Hopefully, you can clearly see that a “rate” means nothing without knowing the “costs”. I hope you share this piece of advice with your friends and family. Don’t get duped by low rates. You need to compare all the rate options before deciding which rate option makes the most sense for you.

As I was doing the research for today’s topic, I was shocked to find that other direct lenders and brokers not only charge big bucks by way of points for lower interest rates, but many are now engaging in tacking on extra fees to earn more money per loan.

Many of these “upstanding” companies are charging their borrowers for “contract processing fees”. Every broker or lender has processing staff to push things along, but it has been many years since this fee was widely charged. It seems more and more companies are adding this $900-$1,400 fee to the cost of their client’s loans – all because they can, and get away with it. Another common fee added to most loans today is a mobile notary fee. These fees can range from $200-$300. In contrast, for our company, we never charge a processing fee and for our refinance clients, the first mobile notary fee is free!

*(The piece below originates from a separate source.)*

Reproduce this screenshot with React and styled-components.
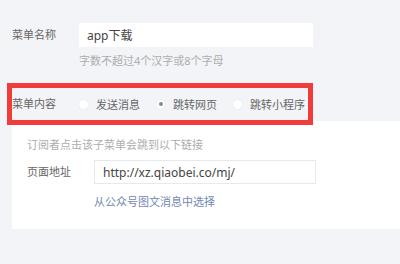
import React from 'react'
import styled, { createGlobalStyle } from 'styled-components'

const GlobalStyle = createGlobalStyle`
  html, body {
    margin: 0;
    padding: 0;
    background: #f3f4f7;
    font-family: "Noto Sans", "Noto Sans CJK SC", sans-serif;
  }
`;

const Page = styled.div`
  width: 400px;
  height: 264px;
  overflow: hidden;
  padding: 23px 0 0 12px;
  box-sizing: border-box;
`;

const FieldRow = styled.div`
  display: flex;
  align-items: center;
  margin-top: ${p => p.$top || 0}px;
`;

const Label = styled.div`
  width: ${p => p.$width || 67}px;
  flex-shrink: 0;
  font-size: 11px;
  color: #666;
  line-height: 16px;
  white-space: nowrap;
`;

const TextBox = styled.div`
  width: ${p => p.$width}px;
  height: 24px;
  box-sizing: border-box;
  background: #fff;
  border: 1px solid ${p => (p.$bordered ? '#e8e9ec' : '#fff')};
  padding-left: ${p => p.$pad || 7}px;
  display: flex;
  align-items: center;
  font-size: 12px;
  color: #444;
`;

const Hint = styled.div`
  margin: ${p => p.$top || 0}px 0 0 ${p => p.$left || 0}px;
  font-size: 11px;
  line-height: 16px;
  color: #adadad;
  white-space: nowrap;
`;

const Highlight = styled.div`
  position: relative;
  z-index: 1;
  margin: 14px 0 0 -5px;
  width: 306px;
  height: 42px;
  box-sizing: border-box;
  border: 5px solid #f23b3b;
  display: flex;
  align-items: center;
`;

const RadioGroup = styled.div`
  display: flex;
  align-items: center;
  flex-shrink: 0;
`;

const Option = styled.label`
  display: flex;
  align-items: center;
  gap: 7px;
  margin-right: 15px;
  font-size: 11px;
  color: #666;
  white-space: nowrap;
  flex-shrink: 0;
`;

const Dot = styled.span`
  width: 11px;
  height: 11px;
  flex-shrink: 0;
  box-sizing: border-box;
  border-radius: 50%;
  background: #fff;
  border: 1px solid #eceef1;
  display: flex;
  align-items: center;
  justify-content: center;
  &::after {
    content: '';
    width: 4px;
    height: 4px;
    border-radius: 50%;
    background: ${p => (p.$on ? '#8a8a8a' : 'transparent')};
  }
`;

const Panel = styled.div`
  margin-top: -4px;
  background: #fff;
  padding: 16px 0 19px 15px;
`;

const LinkText = styled.a`
  display: block;
  margin: 10px 0 0 67px;
  font-size: 11px;
  line-height: 16px;
  color: #7388b0;
  text-decoration: none;
`;

const options = [
  { text: '发送消息', on: false },
  { text: '跳转网页', on: true },
  { text: '跳转小程序', on: false },
];

export default function App() {
  return (
    <Page>
      <GlobalStyle />
      <FieldRow>
        <Label>菜单名称</Label>
        <TextBox $width={234}>app下载</TextBox>
      </FieldRow>
      <Hint $top={6} $left={67}>字数不超过4个汉字或8个字母</Hint>

      <Highlight>
        <Label $width={66}>菜单内容</Label>
        <RadioGroup>
          {options.map(o => (
            <Option key={o.text}>
              <Dot $on={o.on} />
              {o.text}
            </Option>
          ))}
        </RadioGroup>
      </Highlight>

      <Panel>
        <Hint>订阅者点击该子菜单会跳到以下链接</Hint>
        <FieldRow $top={7}>
          <Label>页面地址</Label>
          <TextBox $width={222} $bordered $pad={8}>http://xz.qiaobei.co/mj/</TextBox>
        </FieldRow>
        <LinkText href="#">从公众号图文消息中选择</LinkText>
      </Panel>
    </Page>
  )
}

My goal is to educate consumers, so they don’t get taken advantage of. If there’s one message I wish to convey to every person thinking of obtaining a mortgage – compare offers and ask lots of questions! Use the information above to ask your mortgage professional about the various costs, how they impact the final loan amount, and the recapture time to earn your money back. Also ask to see a list of fees they will charge you for their services.